The likelihood for \(H_1\) is

$$\begin{array}{rcl} P(D \mid H_0, X) & = & {0.0947}^{11} \times (1 – 0.0947)^{73} \times \\ & & {0.1479}^{13} \times (1 – 0.1479)^{48} \times \\ & & {0.2130}^{18} \times (1 – 0.2130)^{49} \times \\ & & {0.2899}^{21} \times (1 – 0.2899)^{40} \times \\ & & {0.3787}^{26} \times (1 – 0.3787)^{33} \\ & = & {1.766} \times {10}^{-81} \end{array} .$$

The likelihood ratio is then

$$\frac{P(D \mid H_1, X)}{P(D \mid H_0, X)} = \frac{1.766\times 10^{-81}}{5.296\times 10^{-91}} = 3.335\times 10^9.$$

That is, the data are overwhelmingly more likely for \(H_1\) than they are for \(H_0\). Combining this with a prior ratio anywhere from 1/100 to 100/1, we get

$$3.335\times 10^7 \leq \frac{P(H_1 \mid D, X)}{P(H_0 \mid D, X)} \leq 3.335\times 10^{11}.$$

That is, the posterior probability of \(H_1\) (cheating by dealing seconds) is overwhelmingly greater than the posterior probability of \(H_0\) (fair dealing).

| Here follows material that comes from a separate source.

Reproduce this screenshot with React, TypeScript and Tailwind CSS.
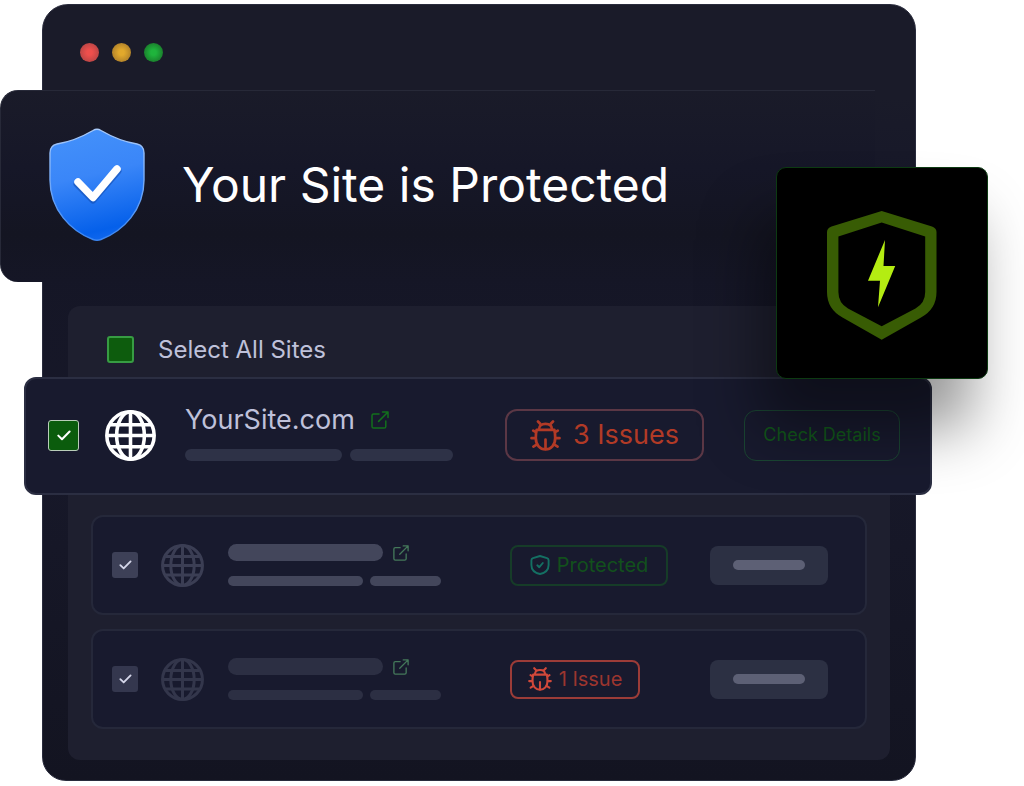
import React from "react";

function Globe({ className }: { className: string }) {
  return (
    <svg viewBox="0 0 50 50" className={className} fill="none" stroke="currentColor" strokeWidth="3.5" aria-hidden="true">
      <circle cx="25" cy="25" r="23.2" />
      <ellipse cx="25" cy="25" rx="13.6" ry="23.2" />
      <path d="M25 2v46M2 25h46M5 14.500h40M5 36h40" />
    </svg>
  );
}

function Bug({ className }: { className: string }) {
  return (
    <svg viewBox="0 0 31 31" className={className} fill="none" stroke="currentColor" strokeWidth="2.7" strokeLinecap="round" strokeLinejoin="round" aria-hidden="true">
      <path d="M8 1.500 10.200 3.800M23 1.500 20.800 3.800" />
      <path d="M9 9.400C9 5.600 11.400 3.800 15.500 3.800S22 5.600 22 9.400" />
      <path d="M6.600 9.800H24.400C25 11.800 25.200 14.400 25.200 18C25.200 25 21 29.400 15.500 29.400S5.800 25 5.800 18C5.800 14.400 6 11.800 6.600 9.800Z" />
      <path d="M15.500 19.500V29M3.200 10.600 6 12.200M27.800 10.600 25 12.200M1.500 18.200H5.600M29.500 18.200H25.400M3.400 26.600 6.600 24.600M27.600 26.600 24.400 24.600" />
    </svg>
  );
}

function ExternalLink({ className }: { className: string }) {
  return (
    <svg viewBox="0 0 18 18" className={className} fill="none" stroke="currentColor" strokeWidth="1.5" strokeLinecap="round" strokeLinejoin="round" aria-hidden="true">
      <path d="M8 3H2.600Q1 3 1 4.600V15.400Q1 17 2.600 17H13.200Q14.800 17 14.800 15.400V10" />
      <path d="M11.500 1H17V6.500M17 1 7.600 10.400" />
    </svg>
  );
}

function ShieldTick({ className }: { className: string }) {
  return (
    <svg viewBox="0 0 20 20" className={className} fill="none" stroke="currentColor" strokeWidth="1.9" strokeLinecap="round" strokeLinejoin="round" aria-hidden="true">
      <path d="M10 1 17 3.200Q18.600 3.700 18.600 5.300V10C18.600 15 15 18 10 19C5 18 1.400 15 1.400 10V5.300Q1.400 3.700 3 3.200Z" />
      <path d="M7.300 10.300 9.300 12.200 12.800 8" />
    </svg>
  );
}

function BlueShield() {
  return (
    <svg viewBox="0 0 96 114" className="h-[114px] w-24 shrink-0" aria-hidden="true">
      <defs>
        <linearGradient id="shieldFill" x1="0.4" y1="0" x2="0.6" y2="1">
          <stop offset="0" stopColor="#4390fa" />
          <stop offset="0.4" stopColor="#3a86f8" />
          <stop offset="0.9" stopColor="#0560ea" />
          <stop offset="1" stopColor="#1268ee" />
        </linearGradient>
        <linearGradient id="shieldEdge" x1="0" y1="0" x2="0" y2="1">
          <stop offset="0" stopColor="#a9cbfb" />
          <stop offset="1" stopColor="#3b86f2" />
        </linearGradient>
      </defs>
      <path
        d="M44 2.500Q48 0 52 2.500C64 9.500 76 14 88 16Q95 17.500 95 25V52C95 82 74 103 52 111.500Q48 113 44 111.500C22 103 1 82 1 52V25Q1 17.500 8 16C20 14 32 9.500 44 2.500Z"
        fill="url(#shieldFill)"
        stroke="url(#shieldEdge)"
        strokeWidth="1.4"
      />
      <path d="M28 56 44 72 69 43" fill="none" stroke="#0b3f9c" strokeOpacity="0.45" strokeWidth="7" strokeLinecap="round" strokeLinejoin="round" />
      <path d="M29 54 44 69.500 68 41" fill="none" stroke="#ffffff" strokeWidth="7.500" strokeLinecap="round" strokeLinejoin="round" />
    </svg>
  );
}

function TickBox({ label, box, tick }: { label: string; box: string; tick: string }) {
  return (
    <span className="grid shrink-0 place-items-center">
      <input type="checkbox" defaultChecked aria-label={label} className={"col-start-1 row-start-1 appearance-none " + box} />
      <svg viewBox="0 0 14 11" className={"pointer-events-none col-start-1 row-start-1 " + tick} fill="none" stroke="currentColor" strokeWidth="2" strokeLinecap="round" strokeLinejoin="round" aria-hidden="true">
        <path d="M1.300 5.600 5 9.300 12.600 1.500" />
      </svg>
    </span>
  );
}

function SiteRow({ name, bar, globe, box, children }: { name: string; bar: string; globe: string; box: string; children: React.ReactNode }) {
  return (
    <li className="mx-[23px] flex h-[100px] items-center rounded-xl border-2 border-[#25283a] bg-[#181a2e] pr-[37px] pl-[19px]">
      <TickBox label={name} box={"size-[26px] rounded-[3px] " + box} tick="h-[10px] w-[13px] text-[#d5d7ea]" />
      <Globe className={"mr-6 ml-[23px] size-[43px] shrink-0 " + globe} />
      <div className="flex flex-1 flex-col gap-[15px]">
        <div className="flex items-center gap-[10px]">
          <span className={"h-[17px] w-[155px] rounded-full " + bar} />
          <a href="#site" aria-label={"Open " + name} className="-my-1 text-[#44785a]">
            <ExternalLink className="size-4" />
          </a>
        </div>
        <div className="flex gap-[7px]">
          <span className={"h-[10px] w-[135px] rounded-full " + bar} />
          <span className={"h-[10px] w-[71px] rounded-full " + bar} />
        </div>
      </div>
      <div className="w-[200px]">{children}</div>
      <button type="button" aria-label={"Details for " + name} className="grid h-[39px] w-[118px] place-items-center rounded-lg bg-[#2c3043]">
        <span className="h-[10px] w-[72px] rounded-full bg-[#5d6075]" />
      </button>
    </li>
  );
}

export default function App() {
  return (
    <div className="min-h-screen bg-white pt-1 font-['Inter','Liberation_Sans',sans-serif]">
      <main className="relative mr-[108px] ml-[42px] rounded-t-[26px] rounded-b-[24px] border border-[#292b3c] bg-[linear-gradient(180deg,#1a1b29_0%,#1a1b29_12%,#161729_26%,#151626_34%,#171829_60%,#131421_100%)] pb-5">
        <header className="flex h-[85px] gap-[13px] pt-[38px] pl-[37px]">
          <span className="size-[19px] rounded-full bg-[radial-gradient(circle,#ee4f4c_20%,#b94545_75%)]" />
          <span className="size-[19px] rounded-full bg-[radial-gradient(circle,#e2a92c_20%,#b0812a_75%)]" />
          <span className="size-[19px] rounded-full bg-[radial-gradient(circle,#1fb43c_20%,#1a7d2c_75%)]" />
        </header>

        <section className="mr-10 -ml-[43px] flex h-48 items-center gap-[37px] rounded-l-[18px] border-t border-l border-[#272938] bg-[linear-gradient(180deg,#1a1b29_0%,#161728_40%,#141522_75%,#151626_100%)] pb-1 pl-12">
          <BlueShield />
          <h1 className="text-5xl leading-[52px] font-normal text-white">Your Site is Protected</h1>
        </section>

        <section className="mx-[25px] mt-6 rounded-xl bg-[#1e1f2f] pb-[31px]">
          <div className="flex h-[71px] items-center gap-6 pt-4 pl-[39px]">
            <input id="all-sites" type="checkbox" className="size-[27px] appearance-none rounded-[3px] border-2 border-[#379c43] bg-[#0d5c0d]" />
            <label htmlFor="all-sites" className="text-2xl leading-8 text-[#bfc1da]">
              Select All Sites
            </label>
          </div>

          <ul>
            <li className="-mr-[42px] -ml-[44px] flex h-[118px] items-center rounded-xl border-2 border-[#2b2e42] bg-[#181a2e] pr-[30px] pb-[2px] pl-[22px]">
              <TickBox label="YourSite.com" box="size-[31px] rounded-[3px] border border-[#b9cdb9] bg-[#0b5c0d]" tick="h-[11px] w-[14px] text-white" />
              <Globe className="mr-[29px] ml-[26px] size-[51px] shrink-0 text-white" />
              <div className="flex flex-1 flex-col gap-[19px]">
                <div className="flex h-5 items-center gap-4">
                  <span className="text-[27px] leading-5 text-[#bfc1da]">YourSite.com</span>
                  <a href="#yoursite" aria-label="Open YourSite.com" className="text-[#12701c]">
                    <ExternalLink className="size-[18px]" />
                  </a>
                </div>
                <div className="flex gap-2">
                  <span className="h-3 w-[157px] rounded-full bg-[#2e3247]" />
                  <span className="h-3 w-[103px] rounded-full bg-[#2e3247]" />
                </div>
              </div>
              <div className="w-[239px]">
                <span className="flex h-[52px] w-[199px] items-center justify-center gap-3 rounded-xl border-2 border-[#5b3745] text-[27px] text-[#b23a26]">
                  <Bug className="size-[31px]" />
                  3 Issues
                </span>
              </div>
              <button type="button" className="h-[51px] w-[156px] rounded-xl border border-[#1a4532] text-lg text-[#12581b]">
                Check Details
              </button>
            </li>
          </ul>

          <ul className="mt-5 flex flex-col gap-[14px]">
            <SiteRow name="Second site" bar="bg-[#43465b]" globe="text-[#3b3e54]" box="bg-[#3d4057]">
              <span className="flex h-[41px] w-[158px] items-center justify-center gap-[7px] rounded-lg border-2 border-[#163c28] text-xl text-[#12501c]">
                <ShieldTick className="size-5 text-[#147063]" />
                Protected
              </span>
            </SiteRow>
            <SiteRow name="Third site" bar="bg-[#2c2f43]" globe="text-[#33364b]" box="bg-[#34374e]">
              <span className="flex h-[39px] w-[130px] items-center justify-center gap-[7px] rounded-lg border-2 border-[#9c3c38] text-xl text-[#9c352e]">
                <Bug className="size-6 text-[#d1483a]" />
                1 Issue
              </span>
            </SiteRow>
          </ul>
        </section>

        <aside className="absolute top-[162px] -right-[73px] grid size-[212px] place-items-center rounded-[10px] border border-[#0d3a12] bg-black pt-1 shadow-[-17px_50px_60px_rgba(0,0,0,0.42)]">
          <svg viewBox="0 0 110 129" className="h-[129px] w-[110px]" aria-hidden="true">
            <path
              fill="#385c04"
              fillRule="evenodd"
              d="M54.700 0 105 15.500Q109.500 17 109.500 21V81Q109.500 98 94 106.500L54.700 128.800 15.500 106.500Q0 98 0 81V21Q0 17 4.500 15.500ZM54.700 11.500 11.400 25.500V81Q11.400 92 21 97.500L54.700 115.300 88.500 97.500Q98.200 92 98.200 81V25.500Z"
            />
            <path fill="#b4ec12" d="M58 29 56.500 55H68.200L51 96.200 53 69.700H41Z" />
          </svg>
        </aside>
      </main>
    </div>
  );
}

Does this mean that we can be nearly certain that the casino is cheating by dealing seconds? Not based on this analysis, because we’ve only looked at two possible hypotheses. But — and here is the other important point — we have decisively ruled out \(H_0\). We know that \( P(H_1 \mid D, X) < 1\), so even using the prior ratio most favorable to \(H_0\) we have

$$P(H_0 \mid D, X) = \frac{P(H_1 \mid D, X)}{3.335\times 10^7} < 0.2999 \times 10^{-7}.$$

Thus we see that, in spite of the closed-world limitation, Bayesian inference is quite capable of disproving a hypothesis to a high degree of certainty.